Context
I have to back up various functioning 4TB HDD which I do not update (think of them as an archive of files from my previous life). Actually rather transfer the data from these many 4TB HDD into fewer big 22TB drives, destroy the 4TB, and not risk losing my data which is now on the 22TB. Better ideas than the strategy below? Do you see any obvious point of failure in the strategy below?
Question
I’m buying two HDD of 22TB each; I’m planning to use good old ext4 on each one of the 22TB, and for each 4TB HDD create an .img (using Gnome disks, or dd, or ddrescue) to store on such 22TB disk. Checkum (md5) each 4TB .img file and note down the values somewhere. Then change computer (to protect against bad ram), and repeat for the other 22TB disk. Check that the checksums match and store the 22TB in different houses; destroy the original 4TB disks; every once in a while access read only this or this other file from one of the 22TB; and also peruodically check the checksum on the 22TB drives (but never have the 22TB physically in the same house simultaneously). All this I think conforms to the 3-2-1 backup strategy because recall as written above: such data will not get updated.
Considerations I’ve made towards an answer to this question.

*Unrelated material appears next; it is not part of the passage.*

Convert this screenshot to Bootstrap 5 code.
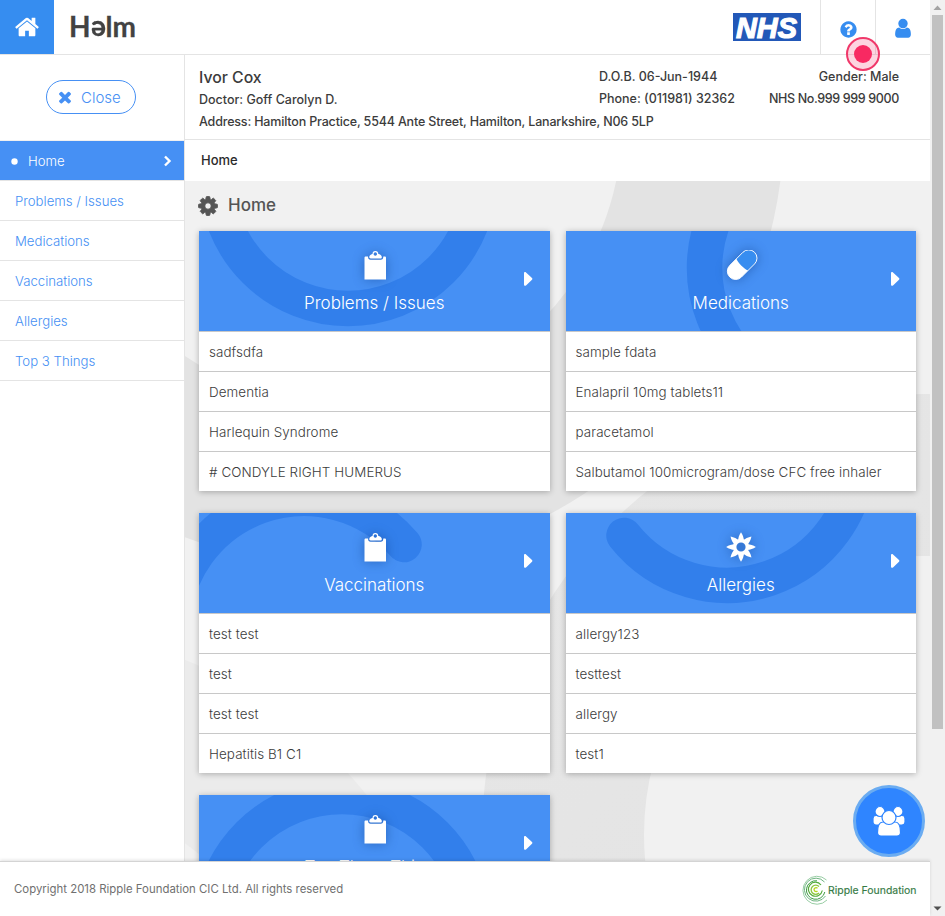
<!DOCTYPE html>
<html lang="en">
<head>
<meta charset="utf-8">
<meta name="viewport" content="width=device-width, initial-scale=1">
<title>Helm</title>
<link href="https://cdn.jsdelivr.net/npm/bootstrap@5.3.0/dist/css/bootstrap.min.css" rel="stylesheet">
<style>
:root{--blue:#4690f4;--blue-dark:#327feb;--line:#e4e4e4}
body{font-family:Inter,"Liberation Sans",sans-serif;font-size:14px;color:#3c3c3c;width:945px;height:916px;overflow:hidden;background:#fff}
svg{display:block}
.topbar{height:55px;border-bottom:1px solid var(--line)}
.home-btn{width:54px;height:54px;background:#368df0}
.brand{font-family:Lato,Inter,sans-serif;font-weight:700;font-size:28px;line-height:54px;color:#424242;padding:0 0 3px 15px;-webkit-text-stroke:.3px #424242}
.brand .turned{display:inline-block;transform:rotate(180deg);transform-origin:50% 55.5%}
.nhs{margin-right:19px}
.top-cell{width:55px;height:54px;border-left:1px solid var(--line)}
.side{width:185px;border-right:1px solid var(--line)}
.close-box{height:86px;padding:25px 0 0 46px;border-bottom:1px solid #f0f0f0}
.btn-close-pill{width:90px;height:34px;border:1px solid var(--blue);border-radius:17px;color:var(--blue);font-size:15px;font-weight:300;padding:0 0 0 11px}
.btn-close-pill span{margin-left:9px;padding-top:2px}
.side-link{height:40px;border-bottom:1px solid var(--line);padding:2px 0 0 15px;color:var(--blue);font-weight:300;font-size:13.2px}
.side-link.current{background:var(--blue);color:#fff;padding:2px 12px 0 11px}
.side-link.current span{margin-left:10px}
.side-link.current .chev{margin-top:-2px}
.patient{height:85px;border-bottom:1px solid var(--line);padding:11px 31px 0 14px;font-size:12.5px;font-weight:500}
.patient-name{font-size:15.8px;line-height:23px}
.pl{line-height:22px}
.t-addr{letter-spacing:-.17px}
.t-nhs{letter-spacing:-.36px}
.crumb{height:41px;padding-left:16px;font-size:13px;font-weight:500;color:#2a2a2a}
.main-area{background:#f1f1f1;height:680px;overflow:hidden;position:relative}
.rings{position:absolute;left:0;top:0}
.page-title{height:50px;padding:0 0 0 12px;font-size:17px;font-weight:500;color:#555}
.page-title span{margin-left:9px}
.tiles{display:grid;grid-template-columns:1fr 1fr;gap:22px 16px;padding:0 14px}
.tile{background:#fff;box-shadow:0 1px 6px rgba(0,0,0,.28)}
.tile-head{height:100px;background:var(--blue);color:#fff;position:relative;overflow:hidden}
.tile-head .arc{position:absolute;left:0;top:0}
.tile-head .glyph{height:50px;padding-top:19px;position:relative;filter:drop-shadow(0 0 6px rgba(0,40,110,.4))}
.glyph.clip{padding-left:3px}
.glyph.pill{padding-left:2px}
.tile-name{position:relative;font-size:17px;font-weight:300;line-height:24px;padding-top:10px}
.tile-go{position:absolute;right:16.5px;top:40px}
.tile-row{height:40px;border-top:1px solid #c8c8c8;padding:2px 0 0 10px;font-size:13.4px;font-weight:350;letter-spacing:.09px}
.foot{height:55px;border-top:1px solid #d4d4d4;box-shadow:0 -1px 3px rgba(0,0,0,.12);padding:1px 13px 0 14px;font-size:11.4px;color:#707070;position:relative;background:#fff}
.scroll{width:15px;background:#f1f1f1}
.scroll-thumb{width:11px;height:714px;background:#c1c1c1}
.fab{position:absolute;left:853px;top:785px;width:72px;height:72px;border-radius:50%;border:3px solid #6bacf1;background:#2f85ff}
.pointer{position:absolute;left:846px;top:37px;width:34px;height:34px;border-radius:50%;border:2px solid #f0386a;background:rgba(247,41,98,.2)}
.pointer span{width:18px;height:18px;border-radius:50%;background:#f82962}
</style>
<script src="https://cdn.jsdelivr.net/npm/bootstrap@5.3.0/dist/js/bootstrap.bundle.min.js"></script>
</head>
<body class="d-flex position-relative">
<svg width="0" height="0" class="position-absolute" aria-hidden="true">
  <symbol id="i-clip" viewBox="0 0 24 30"><path fill="#fff" fill-rule="evenodd" d="M1.800 6.500H4c0 2.200 1 3.200 2.500 3.200h10.300c1.600 0 2.500-1 2.500-3.200h1.400c.8 0 1.300.5 1.300 1.300V29.400H.5V7.800C.5 7 1 6.500 1.800 6.500zM11.300 1a3 3 0 0 1 3 3h.5c1.800.8 3 1.500 3 3v.3c0 .8-.5 1.200-1.200 1.200H6.600c-.7 0-1.300-.5-1.300-1.200V7c0-1.500 1.200-2.200 3-3h.2a3 3 0 0 1 2.800-3zm0 1.300a1.700 1.700 0 1 0 .01 0z"/></symbol>
  <symbol id="i-go" viewBox="0 0 10 16"><path fill="#fff" d="M1 2.200C1 .9 2.300.7 3 1.500l6 5.600c.5.600.5 1 0 1.600l-6 5.700c-.8.800-2 .5-2-.8z"/></symbol>
</svg>
<div class="d-flex flex-column" style="width:930px">
  <header class="topbar d-flex align-items-center">
    <a class="home-btn d-flex align-items-center justify-content-center" href="#"><svg width="26" height="26" viewBox="0 0 1792 1792" fill="#fff"><path d="M1472 992v480q0 26-19 45t-45 19h-384v-384h-256v384h-384q-26 0-45-19t-19-45v-480q0-1 .5-3t.5-3l575-474 575 474q1 2 1 6zm223-69l-62 74q-8 9-21 11h-3q-13 0-21-7l-692-577-692 577q-12 8-24 7-13-2-21-11l-62-74q-8-10-7-23.500t11-21.500l719-599q32-26 76-26t76 26l244 204v-195q0-14 9-23t23-9h192q14 0 23 9t9 23v408l219 182q10 8 11 21.500t-7 23.500z"/></svg></a>
    <div class="brand">H<span class="turned">e</span>lm</div>
    <svg class="nhs ms-auto" width="68" height="28" viewBox="0 0 68 28"><rect width="68" height="28" fill="#2258b8"/><text x="3" y="24.500" textLength="61" lengthAdjust="spacingAndGlyphs" font-family="Liberation Sans, sans-serif" font-size="30" font-weight="700" font-style="italic" fill="#fff" stroke="#fff" stroke-width="1.200">NHS</text></svg>
    <div class="top-cell d-flex align-items-center justify-content-center"><svg class="mt-1" width="19" height="19" viewBox="0 0 1792 1792" fill="#368df0"><path d="M1024 1376v-192q0-14-9-23t-23-9h-192q-14 0-23 9t-9 23v192q0 14 9 23t23 9h192q14 0 23-9t9-23zm256-672q0-88-55.500-163t-138.500-116-170-41q-243 0-371 213-15 24 8 42l132 100q7 6 19 6 16 0 25-12 53-68 86-92 34-24 86-24 48 0 85.500 26t37.500 59q0 38-20 61t-68 45q-63 28-115.500 86.500t-52.500 125.500v36q0 14 9 23t23 9h192q14 0 23-9t9-23q0-19 21.500-49.500t54.500-49.500q32-18 49-28.500t46-35 44.500-48 28-60.500 12.500-81zm384 192q0 209-103 385.500t-279.500 279.500-385.500 103-385.500-103-279.500-279.500-103-385.500 103-385.500 279.500-279.500 385.500-103 385.500 103 279.500 279.500 103 385.500z"/></svg></div>
    <div class="top-cell d-flex align-items-center justify-content-center"><svg class="mt-1" width="22" height="22" viewBox="0 60 1792 1792" fill="#368df0"><path d="M1536 1399q0 109-62.500 187t-150.500 78h-854q-88 0-150.500-78t-62.500-187q0-85 8.500-160.500t31.500-152 58.500-131 94-89 134.500-34.500q131 128 313 128t313-128q76 0 134.500 34.500t94 89 58.500 131 31.500 152 8.500 160.500zm-256-887q0 159-112.500 271.500t-271.500 112.500-271.500-112.500-112.500-271.500 112.500-271.500 271.500-112.500 271.500 112.500 112.500 271.500z"/></svg></div>
  </header>
  <div class="d-flex" style="height:806px">
    <aside class="side flex-shrink-0">
      <div class="close-box"><button class="btn btn-close-pill d-flex align-items-center" type="button"><svg width="14" height="14" viewBox="200 200 1392 1392" fill="#4690f4" class="flex-shrink-0"><path d="M1490 1322q0 40-28 68l-136 136q-28 28-68 28t-68-28l-294-294-294 294q-28 28-68 28t-68-28l-136-136q-28-28-28-68t28-68l294-294-294-294q-28-28-28-68t28-68l136-136q28-28 68-28t68 28l294 294 294-294q28-28 68-28t68 28l136 136q28 28 28 68t-28 68l-294 294 294 294q28 28 28 68z"/></svg><span>Close</span></button></div>
      <nav>
        <a class="side-link current d-flex align-items-center text-decoration-none" href="#"><svg width="7" height="7"><circle cx="3.500" cy="3.500" r="3.200" fill="#fff"/></svg><span>Home</span><svg class="chev ms-auto" width="9" height="12" viewBox="0 0 9 12"><path d="M2 1.500 6.500 6 2 10.500" fill="none" stroke="#fff" stroke-width="2.400"/></svg></a>
        <a class="side-link d-flex align-items-center text-decoration-none" href="#">Problems / Issues</a>
        <a class="side-link d-flex align-items-center text-decoration-none" href="#">Medications</a>
        <a class="side-link d-flex align-items-center text-decoration-none" href="#">Vaccinations</a>
        <a class="side-link d-flex align-items-center text-decoration-none" href="#">Allergies</a>
        <a class="side-link d-flex align-items-center text-decoration-none" href="#">Top 3 Things</a>
      </nav>
    </aside>
    <section class="flex-grow-1">
      <div class="patient">
        <div class="d-flex">
          <div style="width:400px"><div class="patient-name">Ivor Cox</div><div class="pl">Doctor: Goff Carolyn D.</div></div>
          <div><div class="pl">D.O.B. 06-Jun-1944</div><div class="pl">Phone: (011981) 32362</div></div>
          <div class="ms-auto text-end"><div class="pl">Gender: Male</div><div class="pl t-nhs">NHS No.999 999 9000</div></div>
        </div>
        <div class="pl t-addr">Address: Hamilton Practice, 5544 Ante Street, Hamilton, Lanarkshire, N06 5LP</div>
      </div>
      <div class="crumb d-flex align-items-center">Home</div>
      <div class="main-area">
        <svg class="rings" width="745" height="680" viewBox="185 181 745 680" fill="none" stroke-width="162">
          <defs><linearGradient id="g" x1="0" y1="0" x2="1" y2="1"><stop offset="0" stop-color="#e6e6e6"/><stop offset="1" stop-color="#e2e2e2"/></linearGradient></defs>
          <circle cx="21" cy="1069" r="360" stroke="#ebebeb"/>
          <circle cx="342" cy="124" r="361" stroke="#e3e3e3"/>
          <circle cx="923" cy="835" r="360" stroke="url(#g)"/>
        </svg>
        <div class="position-relative">
          <div class="page-title d-flex align-items-center"><svg width="22" height="22" viewBox="0 0 1792 1792" fill="#555" stroke="#555" stroke-width="70"><path d="M1152 896q0-106-75-181t-181-75-181 75-75 181 75 181 181 75 181-75 75-181zm512-109v222q0 12-8 23t-20 13l-185 28q-19 54-39 91 35 50 107 138 10 12 10 25t-9 23q-27 37-99 108t-94 71q-12 0-26-9l-138-108q-44 23-91 38-16 136-29 186-7 28-36 28h-222q-14 0-24.500-8.500t-11.500-21.500l-28-184q-49-16-90-37l-141 107q-10 9-25 9-14 0-25-11-126-114-165-168-7-10-7-23 0-12 8-23 15-21 51-66.500t54-70.500q-27-50-41-99l-183-27q-13-2-21-12.500t-8-23.500v-222q0-12 8-23t19-13l186-28q14-46 39-92-40-57-107-138-10-12-10-24 0-10 9-23 26-36 98.500-107.500t94.500-71.500q13 0 26 10l138 107q44-23 91-38 16-136 29-186 7-28 36-28h222q14 0 24.500 8.500t11.500 21.500l28 184q49 16 90 37l142-107q9-9 24-9 13 0 25 10 129 119 165 170 7 8 7 22 0 12-8 23-15 21-51 66.500t-54 70.500q26 50 41 98l183 28q13 2 21 12.500t8 23.500z"/></svg><span>Home</span></div>
          <div class="tiles">
            <article class="tile">
              <div class="tile-head text-center">
                <svg class="arc" width="351" height="100"><circle cx="149" cy="-54" r="131.500" fill="none" stroke="#327feb" stroke-width="35.500"/></svg>
                <div class="glyph clip d-flex justify-content-center"><svg width="24" height="30"><use href="#i-clip"/></svg></div>
                <div class="tile-name">Problems / Issues</div>
                <svg class="tile-go" width="10" height="16"><use href="#i-go"/></svg>
              </div>
              <div class="tile-row d-flex align-items-center">sadfsdfa</div>
              <div class="tile-row d-flex align-items-center">Dementia</div>
              <div class="tile-row d-flex align-items-center">Harlequin Syndrome</div>
              <div class="tile-row d-flex align-items-center"># CONDYLE RIGHT HUMERUS</div>
            </article>
            <article class="tile">
              <div class="tile-head text-center">
                <svg class="arc" width="351" height="100"><circle cx="270" cy="37" r="131.500" fill="none" stroke="#327feb" stroke-width="35.500"/></svg>
                <div class="glyph pill d-flex justify-content-center"><svg width="32" height="30" viewBox="0 0 32 30"><g transform="rotate(-45 16 14.500)"><rect x="-1.500" y="6.500" width="35" height="16.500" rx="8.200" fill="#378df0" stroke="#fff" stroke-width=".9"/><path d="M16 6.500H6.700a8.250 8.250 0 0 0 0 16.500H16c-1.800-4-1.800-12.500 0-16.500z" fill="#fff"/></g></svg></div>
                <div class="tile-name">Medications</div>
                <svg class="tile-go" width="10" height="16"><use href="#i-go"/></svg>
              </div>
              <div class="tile-row d-flex align-items-center">sample fdata</div>
              <div class="tile-row d-flex align-items-center">Enalapril 10mg tablets11</div>
              <div class="tile-row d-flex align-items-center">paracetamol</div>
              <div class="tile-row d-flex align-items-center">Salbutamol 100microgram/dose CFC free inhaler</div>
            </article>
            <article class="tile">
              <div class="tile-head text-center">
                <svg class="arc" width="351" height="100"><path d="M205 31.500A131.500 131.500 0 0 0-26.500 114.500" fill="none" stroke="#327feb" stroke-width="35.500" stroke-linecap="round"/></svg>
                <div class="glyph clip d-flex justify-content-center"><svg width="24" height="30"><use href="#i-clip"/></svg></div>
                <div class="tile-name">Vaccinations</div>
                <svg class="tile-go" width="10" height="16"><use href="#i-go"/></svg>
              </div>
              <div class="tile-row d-flex align-items-center">test test</div>
              <div class="tile-row d-flex align-items-center">test</div>
              <div class="tile-row d-flex align-items-center">test test</div>
              <div class="tile-row d-flex align-items-center">Hepatitis B1 C1</div>
            </article>
            <article class="tile">
              <div class="tile-head text-center">
                <svg class="arc" width="351" height="100"><path d="M58 22.500A131.500 131.500 0 0 0 292.500-58" fill="none" stroke="#327feb" stroke-width="35.500" stroke-linecap="round"/></svg>
                <div class="glyph d-flex justify-content-center"><svg width="30" height="30" viewBox="-15 -15 30 30"><g fill="#fff"><g id="petals"><path id="petal" d="M0-14.800C2-12 3-8.500 2.800-6H-2.800C-3-8.500-2-12 0-14.800z"/><use href="#petal" transform="rotate(90)"/><use href="#petal" transform="rotate(180)"/><use href="#petal" transform="rotate(270)"/></g><use href="#petals" transform="rotate(45)"/></g><circle r="6.300" fill="none" stroke="#fff" stroke-width="3.400"/></svg></div>
                <div class="tile-name">Allergies</div>
                <svg class="tile-go" width="10" height="16"><use href="#i-go"/></svg>
              </div>
              <div class="tile-row d-flex align-items-center">allergy123</div>
              <div class="tile-row d-flex align-items-center">testtest</div>
              <div class="tile-row d-flex align-items-center">allergy</div>
              <div class="tile-row d-flex align-items-center">test1</div>
            </article>
            <article class="tile">
              <div class="tile-head text-center">
                <svg class="arc" width="351" height="100"><circle cx="143" cy="133" r="131.500" fill="none" stroke="#327feb" stroke-width="35.500"/></svg>
                <div class="glyph clip d-flex justify-content-center"><svg width="24" height="30"><use href="#i-clip"/></svg></div>
                <div class="tile-name">Top Three Things</div>
                <svg class="tile-go" width="10" height="16"><use href="#i-go"/></svg>
              </div>
            </article>
          </div>
        </div>
      </div>
    </section>
  </div>
  <footer class="foot d-flex align-items-center justify-content-between">
    <span>Copyright 2018 Ripple Foundation CIC Ltd. All rights reserved</span>
    <svg width="116" height="30" viewBox="0 0 116 30"><g fill="none" stroke-width="1"><path d="M25.500 5A14 14 0 1 0 26 25" stroke="#8cc79a" stroke-width=".9"/><path d="M23.500 7A11.500 11.500 0 1 0 24.500 21" stroke="#5fab73" stroke-width=".9"/><path d="M16 5.800A9.300 9.300 0 1 0 23.800 17" stroke="#3d9a45"/><path d="M20 10A7 7 0 1 0 21.300 15.500" stroke="#55ad3c" stroke-width="1.200"/><path d="M18 11.500A4.600 4.600 0 1 0 18 18" stroke="#8cc63f" stroke-width="1.300"/><path d="M16.500 13.200A2 2 0 1 0 16.500 16" stroke="#b5d71c" stroke-width="1.300"/></g><text x="27" y="18.500" font-family="Inter, sans-serif" font-size="10.500" font-weight="400" fill="#357a45" stroke="#357a45" stroke-width=".15" textLength="88.500" lengthAdjust="spacingAndGlyphs">Ripple Foundation</text></svg>
  </footer>
</div>
<div class="scroll d-flex flex-column align-items-center flex-shrink-0">
  <svg width="15" height="15"><path d="M3.500 10 7.500 5.500 11.500 10z" fill="#a3a3a3"/></svg>
  <div class="scroll-thumb"></div>
  <svg class="mt-auto" width="15" height="15"><path d="M3.500 5.500h8L7.500 9.500z" fill="#505050"/></svg>
</div>
<a class="fab d-flex align-items-center justify-content-center" href="#"><svg width="32" height="32" viewBox="0 0 32 32" fill="#fff" stroke="#2f85ff" stroke-width="1.200"><rect x="0" y="10.500" width="12" height="9.500" rx="3"/><rect x="20" y="10.500" width="12" height="9.500" rx="3"/><circle cx="7" cy="6.500" r="5"/><circle cx="25" cy="6.500" r="5"/><path d="M4.500 27.500c0-5.500 1-10.500 5.500-10.500h12c4.500 0 5.500 5 5.500 10.500 0 2-1.500 3.500-3.500 3.500H8c-2 0-3.500-1.500-3.500-3.500z"/><circle cx="16" cy="12.500" r="7"/></svg></a>
<div class="pointer d-flex align-items-center justify-content-center"><span></span></div>
</body>
</html>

One of the things I’m wary of is the following. There is a reason why raid5 is generally a bad idea: when one drive fails then during the rebuild process of the array it happens sometimes that one other drive fails (because of the stress that rebuilding puts on the devices) hence causing unfixable data loss. I never understood what really is causing this ‘stress’ and I dont understand why rebuilding raid5 is more stressful than rebuilding say raid1 (that is cloning the surviving raid1 drive). In fact I read that this stress in the raid5 case is indeed due to continuous prolonged read, which also applies in the raid1 case. This is to say that I wonder if either A. creating .img files by reading the 4TB HDD and writing on the 22TB HDD, or B. checksumming the few massive 4TB .img contained in the 22TB every once in a while, or C. cloning the surviving 22TB if one of the 22TB fails, produces this same stress that makes raid5 prone to data loss, hence suggesting my strategy be also prone to data loss.